Data excerpt |
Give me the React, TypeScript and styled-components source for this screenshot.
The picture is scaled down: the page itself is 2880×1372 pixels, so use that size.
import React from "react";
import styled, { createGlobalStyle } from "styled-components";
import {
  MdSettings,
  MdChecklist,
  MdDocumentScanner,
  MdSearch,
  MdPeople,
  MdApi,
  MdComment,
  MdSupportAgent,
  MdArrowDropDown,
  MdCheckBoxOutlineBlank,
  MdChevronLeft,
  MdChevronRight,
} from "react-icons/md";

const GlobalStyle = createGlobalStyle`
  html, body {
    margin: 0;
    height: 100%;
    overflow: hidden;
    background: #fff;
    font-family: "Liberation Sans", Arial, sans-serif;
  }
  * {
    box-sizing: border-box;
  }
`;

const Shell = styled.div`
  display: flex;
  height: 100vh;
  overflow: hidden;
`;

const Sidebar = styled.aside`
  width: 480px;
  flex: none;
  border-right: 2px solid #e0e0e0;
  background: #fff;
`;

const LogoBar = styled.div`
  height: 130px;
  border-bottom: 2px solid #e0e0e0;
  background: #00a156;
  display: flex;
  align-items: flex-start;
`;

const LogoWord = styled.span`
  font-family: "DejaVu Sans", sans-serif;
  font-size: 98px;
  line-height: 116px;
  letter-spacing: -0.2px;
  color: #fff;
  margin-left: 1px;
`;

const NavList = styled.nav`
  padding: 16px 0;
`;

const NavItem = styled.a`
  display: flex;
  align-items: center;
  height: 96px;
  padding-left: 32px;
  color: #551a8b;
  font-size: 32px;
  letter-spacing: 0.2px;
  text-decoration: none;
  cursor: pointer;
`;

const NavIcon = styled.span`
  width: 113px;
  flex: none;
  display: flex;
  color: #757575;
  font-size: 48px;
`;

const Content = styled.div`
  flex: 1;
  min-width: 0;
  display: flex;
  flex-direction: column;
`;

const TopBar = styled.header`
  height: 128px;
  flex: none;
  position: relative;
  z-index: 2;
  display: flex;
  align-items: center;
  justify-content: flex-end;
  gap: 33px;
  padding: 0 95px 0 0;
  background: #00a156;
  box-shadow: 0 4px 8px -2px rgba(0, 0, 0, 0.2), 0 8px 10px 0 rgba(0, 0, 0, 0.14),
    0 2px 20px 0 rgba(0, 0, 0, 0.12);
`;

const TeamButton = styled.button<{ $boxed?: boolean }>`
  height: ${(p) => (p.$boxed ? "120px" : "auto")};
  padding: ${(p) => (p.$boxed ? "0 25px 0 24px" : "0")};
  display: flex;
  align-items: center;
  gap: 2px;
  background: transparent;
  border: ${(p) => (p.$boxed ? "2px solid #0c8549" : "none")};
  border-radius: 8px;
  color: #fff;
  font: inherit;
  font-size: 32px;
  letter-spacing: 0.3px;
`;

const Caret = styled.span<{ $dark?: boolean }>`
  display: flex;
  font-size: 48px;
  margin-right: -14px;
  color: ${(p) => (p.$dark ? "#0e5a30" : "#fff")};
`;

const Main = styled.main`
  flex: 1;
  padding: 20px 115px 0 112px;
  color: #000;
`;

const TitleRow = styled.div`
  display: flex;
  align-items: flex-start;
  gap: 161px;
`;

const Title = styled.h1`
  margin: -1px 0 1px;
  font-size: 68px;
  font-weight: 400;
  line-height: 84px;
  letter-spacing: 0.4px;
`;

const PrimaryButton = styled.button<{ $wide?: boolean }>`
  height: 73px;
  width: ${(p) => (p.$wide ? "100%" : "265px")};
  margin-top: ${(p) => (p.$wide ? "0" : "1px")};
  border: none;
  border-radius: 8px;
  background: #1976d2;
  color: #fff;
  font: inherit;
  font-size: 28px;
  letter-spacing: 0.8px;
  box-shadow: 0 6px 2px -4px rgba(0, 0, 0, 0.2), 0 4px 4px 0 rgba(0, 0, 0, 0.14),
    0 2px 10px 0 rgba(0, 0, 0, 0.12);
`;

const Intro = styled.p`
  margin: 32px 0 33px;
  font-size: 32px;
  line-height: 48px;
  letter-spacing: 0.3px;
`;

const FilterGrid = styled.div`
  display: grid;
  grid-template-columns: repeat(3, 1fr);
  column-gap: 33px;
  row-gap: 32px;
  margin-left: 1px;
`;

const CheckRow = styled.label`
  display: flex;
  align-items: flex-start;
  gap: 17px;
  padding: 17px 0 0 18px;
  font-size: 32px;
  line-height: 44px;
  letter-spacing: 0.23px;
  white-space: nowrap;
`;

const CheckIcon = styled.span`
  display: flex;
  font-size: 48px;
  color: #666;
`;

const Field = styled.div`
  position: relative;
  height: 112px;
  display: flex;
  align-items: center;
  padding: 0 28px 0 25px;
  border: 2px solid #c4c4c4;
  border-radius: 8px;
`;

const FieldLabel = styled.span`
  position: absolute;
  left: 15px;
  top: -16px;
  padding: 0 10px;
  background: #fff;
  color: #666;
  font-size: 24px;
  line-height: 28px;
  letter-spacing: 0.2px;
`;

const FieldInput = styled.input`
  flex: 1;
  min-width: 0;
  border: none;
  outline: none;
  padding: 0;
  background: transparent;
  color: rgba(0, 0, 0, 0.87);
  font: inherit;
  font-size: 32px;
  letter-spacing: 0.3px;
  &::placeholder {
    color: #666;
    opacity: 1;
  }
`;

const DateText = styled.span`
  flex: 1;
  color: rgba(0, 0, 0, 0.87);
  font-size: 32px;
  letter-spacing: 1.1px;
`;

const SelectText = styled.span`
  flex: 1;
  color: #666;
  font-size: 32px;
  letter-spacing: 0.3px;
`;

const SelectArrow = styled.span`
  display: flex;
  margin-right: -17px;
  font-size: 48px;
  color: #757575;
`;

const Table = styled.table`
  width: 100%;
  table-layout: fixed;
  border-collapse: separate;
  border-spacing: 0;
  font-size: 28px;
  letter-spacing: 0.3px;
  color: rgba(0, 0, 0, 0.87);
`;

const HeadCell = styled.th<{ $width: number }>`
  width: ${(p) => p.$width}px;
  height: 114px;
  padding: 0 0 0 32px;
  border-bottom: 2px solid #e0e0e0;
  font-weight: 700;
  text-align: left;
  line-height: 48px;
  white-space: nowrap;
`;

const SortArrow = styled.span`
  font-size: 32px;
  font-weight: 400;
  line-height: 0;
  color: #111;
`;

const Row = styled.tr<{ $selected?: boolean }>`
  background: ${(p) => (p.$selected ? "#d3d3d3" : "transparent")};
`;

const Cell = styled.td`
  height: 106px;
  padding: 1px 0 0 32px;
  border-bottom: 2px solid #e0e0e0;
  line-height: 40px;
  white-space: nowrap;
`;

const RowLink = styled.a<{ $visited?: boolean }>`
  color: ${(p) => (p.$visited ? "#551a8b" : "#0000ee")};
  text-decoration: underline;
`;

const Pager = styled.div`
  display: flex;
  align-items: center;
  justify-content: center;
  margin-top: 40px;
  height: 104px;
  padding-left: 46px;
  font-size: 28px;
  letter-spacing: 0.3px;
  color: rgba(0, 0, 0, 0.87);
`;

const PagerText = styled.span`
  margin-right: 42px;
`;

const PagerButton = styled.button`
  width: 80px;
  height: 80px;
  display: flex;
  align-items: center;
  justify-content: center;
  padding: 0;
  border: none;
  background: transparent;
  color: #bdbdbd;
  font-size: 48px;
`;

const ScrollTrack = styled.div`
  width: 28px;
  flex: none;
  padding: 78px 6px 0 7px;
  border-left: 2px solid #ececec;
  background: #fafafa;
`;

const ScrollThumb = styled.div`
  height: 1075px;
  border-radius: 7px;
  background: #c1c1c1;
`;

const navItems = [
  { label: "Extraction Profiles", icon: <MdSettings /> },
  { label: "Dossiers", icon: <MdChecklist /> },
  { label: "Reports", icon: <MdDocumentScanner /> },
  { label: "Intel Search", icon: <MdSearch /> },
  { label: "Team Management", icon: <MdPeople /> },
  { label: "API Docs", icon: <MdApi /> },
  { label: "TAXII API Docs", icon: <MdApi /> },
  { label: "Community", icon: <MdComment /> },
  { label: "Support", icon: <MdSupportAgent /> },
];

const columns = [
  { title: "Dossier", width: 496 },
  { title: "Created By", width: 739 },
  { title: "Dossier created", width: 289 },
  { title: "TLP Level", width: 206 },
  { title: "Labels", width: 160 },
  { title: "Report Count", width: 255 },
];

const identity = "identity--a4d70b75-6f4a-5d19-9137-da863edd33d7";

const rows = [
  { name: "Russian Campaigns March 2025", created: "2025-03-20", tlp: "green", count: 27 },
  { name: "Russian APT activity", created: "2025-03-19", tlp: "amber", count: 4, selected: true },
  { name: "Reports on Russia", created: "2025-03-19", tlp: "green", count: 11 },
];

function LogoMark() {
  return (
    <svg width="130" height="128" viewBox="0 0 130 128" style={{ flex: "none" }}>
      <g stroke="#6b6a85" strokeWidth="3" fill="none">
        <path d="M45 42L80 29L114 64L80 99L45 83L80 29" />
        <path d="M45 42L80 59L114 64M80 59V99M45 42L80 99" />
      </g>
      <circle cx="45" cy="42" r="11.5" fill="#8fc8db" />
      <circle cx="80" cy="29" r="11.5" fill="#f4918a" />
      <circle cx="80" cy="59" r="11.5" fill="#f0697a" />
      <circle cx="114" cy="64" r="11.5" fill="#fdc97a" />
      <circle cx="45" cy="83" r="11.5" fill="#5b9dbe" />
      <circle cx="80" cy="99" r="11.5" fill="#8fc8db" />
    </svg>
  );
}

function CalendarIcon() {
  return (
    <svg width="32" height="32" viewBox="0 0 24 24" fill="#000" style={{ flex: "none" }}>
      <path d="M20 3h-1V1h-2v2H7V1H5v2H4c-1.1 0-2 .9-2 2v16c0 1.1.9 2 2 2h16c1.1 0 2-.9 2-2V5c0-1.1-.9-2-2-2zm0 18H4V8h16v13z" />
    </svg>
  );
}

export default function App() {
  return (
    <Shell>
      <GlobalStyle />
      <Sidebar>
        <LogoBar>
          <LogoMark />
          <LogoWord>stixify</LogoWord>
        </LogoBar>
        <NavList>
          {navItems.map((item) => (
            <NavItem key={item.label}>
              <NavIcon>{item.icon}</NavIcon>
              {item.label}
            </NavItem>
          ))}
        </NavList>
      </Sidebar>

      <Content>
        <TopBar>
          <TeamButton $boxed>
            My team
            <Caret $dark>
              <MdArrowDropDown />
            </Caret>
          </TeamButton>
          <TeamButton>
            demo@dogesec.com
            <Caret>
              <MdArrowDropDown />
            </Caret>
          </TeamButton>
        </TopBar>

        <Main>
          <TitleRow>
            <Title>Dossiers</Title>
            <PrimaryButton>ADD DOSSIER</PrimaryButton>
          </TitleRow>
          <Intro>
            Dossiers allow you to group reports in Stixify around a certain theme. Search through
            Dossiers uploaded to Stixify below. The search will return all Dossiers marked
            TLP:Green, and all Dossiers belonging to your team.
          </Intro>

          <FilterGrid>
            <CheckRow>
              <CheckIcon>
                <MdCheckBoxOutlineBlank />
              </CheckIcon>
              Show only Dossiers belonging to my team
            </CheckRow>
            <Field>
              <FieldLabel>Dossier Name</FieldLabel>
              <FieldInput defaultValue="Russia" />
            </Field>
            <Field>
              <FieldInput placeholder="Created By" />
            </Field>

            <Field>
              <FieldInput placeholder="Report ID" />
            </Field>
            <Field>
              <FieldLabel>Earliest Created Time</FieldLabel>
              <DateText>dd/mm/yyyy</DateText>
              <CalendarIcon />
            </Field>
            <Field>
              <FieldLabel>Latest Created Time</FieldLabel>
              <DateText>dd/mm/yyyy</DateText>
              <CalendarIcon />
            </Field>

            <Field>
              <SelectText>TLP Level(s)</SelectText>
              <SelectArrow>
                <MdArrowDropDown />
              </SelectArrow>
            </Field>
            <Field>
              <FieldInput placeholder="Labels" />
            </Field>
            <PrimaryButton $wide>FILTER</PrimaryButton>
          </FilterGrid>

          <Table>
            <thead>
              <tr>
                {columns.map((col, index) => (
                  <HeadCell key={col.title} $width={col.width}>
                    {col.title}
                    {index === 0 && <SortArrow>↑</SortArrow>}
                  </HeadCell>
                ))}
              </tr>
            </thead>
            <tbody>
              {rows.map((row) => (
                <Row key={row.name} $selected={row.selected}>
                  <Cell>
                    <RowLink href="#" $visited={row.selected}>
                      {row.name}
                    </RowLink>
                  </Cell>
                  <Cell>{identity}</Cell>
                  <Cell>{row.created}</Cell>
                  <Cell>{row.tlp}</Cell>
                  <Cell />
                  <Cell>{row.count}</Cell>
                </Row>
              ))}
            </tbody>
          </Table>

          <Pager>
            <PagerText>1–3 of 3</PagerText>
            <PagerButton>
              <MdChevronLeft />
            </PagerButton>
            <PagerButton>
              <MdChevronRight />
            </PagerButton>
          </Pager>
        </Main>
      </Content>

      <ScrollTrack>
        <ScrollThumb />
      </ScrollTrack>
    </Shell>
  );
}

To be done | Report how many lines above hold the string "components", giving nothing but the number.

Correct response | 2